Attal tente de défendre le bilan de sa majorité
Du côté du camp présidentiel, le Premier ministre Gabriel Attal est, ce lundi, à Dijon pour continuer la campagne. « Le RN n’est pas prêt à gouverner. On a vu ces dernières semaines que la façade, construite pour se présenter comme le parti du pouvoir d’achat des Français, est en train de s’effondrer », a-t-il répété, plus tôt dans la journée, lors d’une interview sur Europe1/Cnews. « Chacun son identité, chacun son ADN, chacun sa méthode », a-t-il décliné, à l’égard d’Emmanuel Macron dont la majorité s’émancipe chaque jour un peu plus.

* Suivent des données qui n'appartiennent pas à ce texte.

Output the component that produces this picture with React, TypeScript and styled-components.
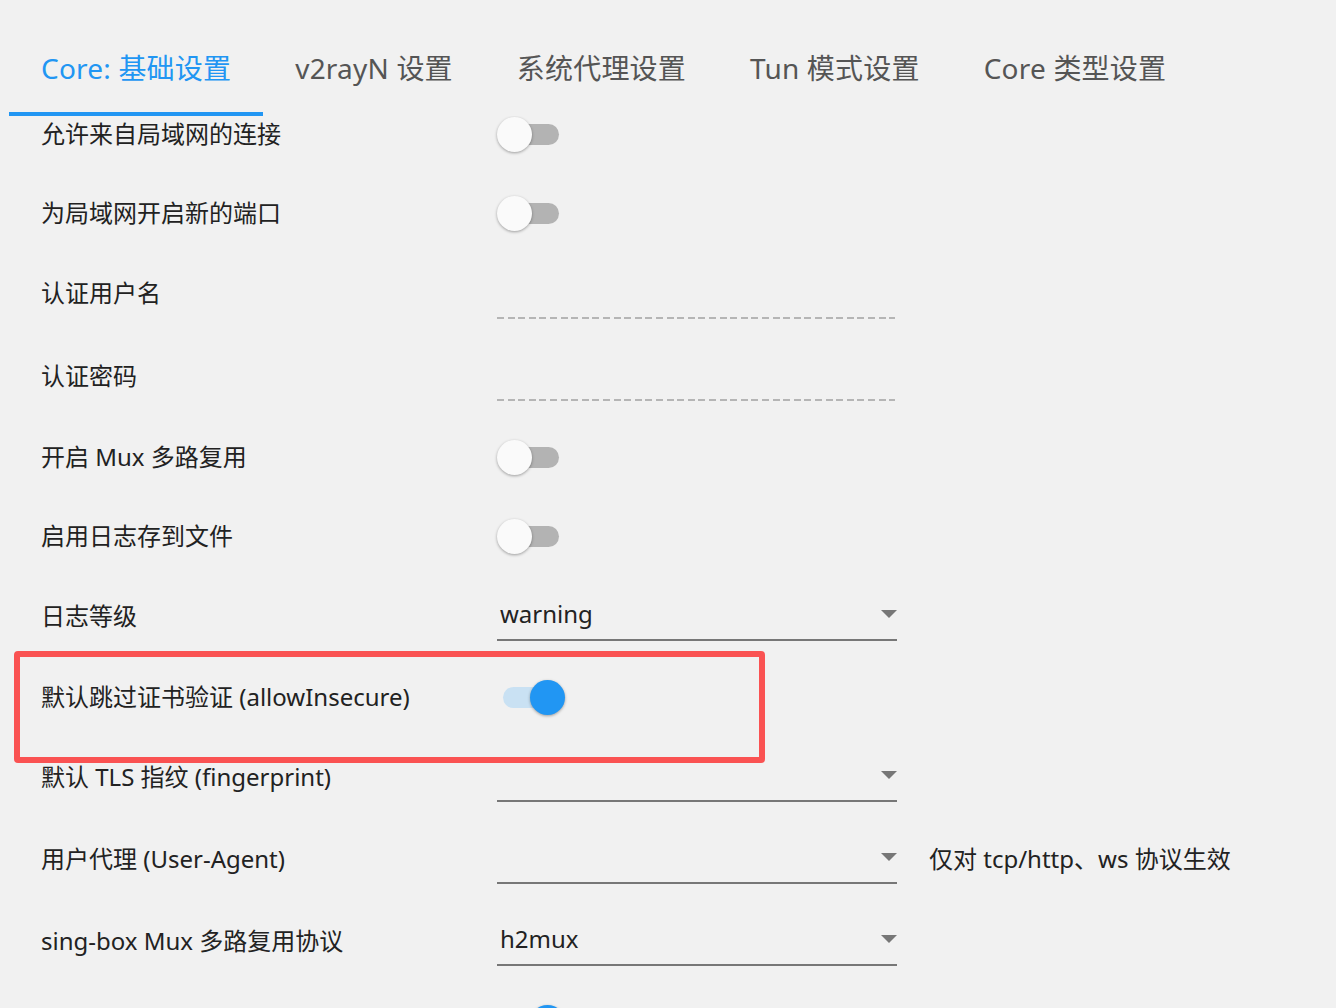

Le RN, toujours favori des intentions de vote
Pour rappel, le Rassemblement national est toujours donné favori pour ces prochaines législatives, devant le Nouveau Front populaire et le camp présidentiel. Selon un sondage exclusif Elabe pour BFMTV et La Tribune Dimanche, le RN est à 36% des intentions de vote, le Nouveau Front populaire à 27%), tandis que l’actuelle majorité pointe à la troisième place dans les intentions de vote (20%).
À partir de ce rapport de forces, Elabe a établi une projection en sièges, qui est à prendre avec distance, tant que le premier tour n’a pas eu lieu. Le Rassemblement national et ses alliés obtiendraient donc entre 250 et 280 députés, le Nouveau Front populaire et les divers gauche entre 150 et 170, et la majorité entre 90 et 110, et LR et les divers droite et centre, entre 35 et 45. Ce qui augurerait a minima d’une « solide majorité relative » pour le RN, selon Bernard Sananès, président de l’institut de sondages.
Par ailleurs, aujourd’hui, six citoyens sur dix se disent certains d’aller voter dimanche prochain. La participation pourrait même atteindre 62 à 64% selon les projections de notre partenaire. Ce serait un record pour des législatives depuis 2002.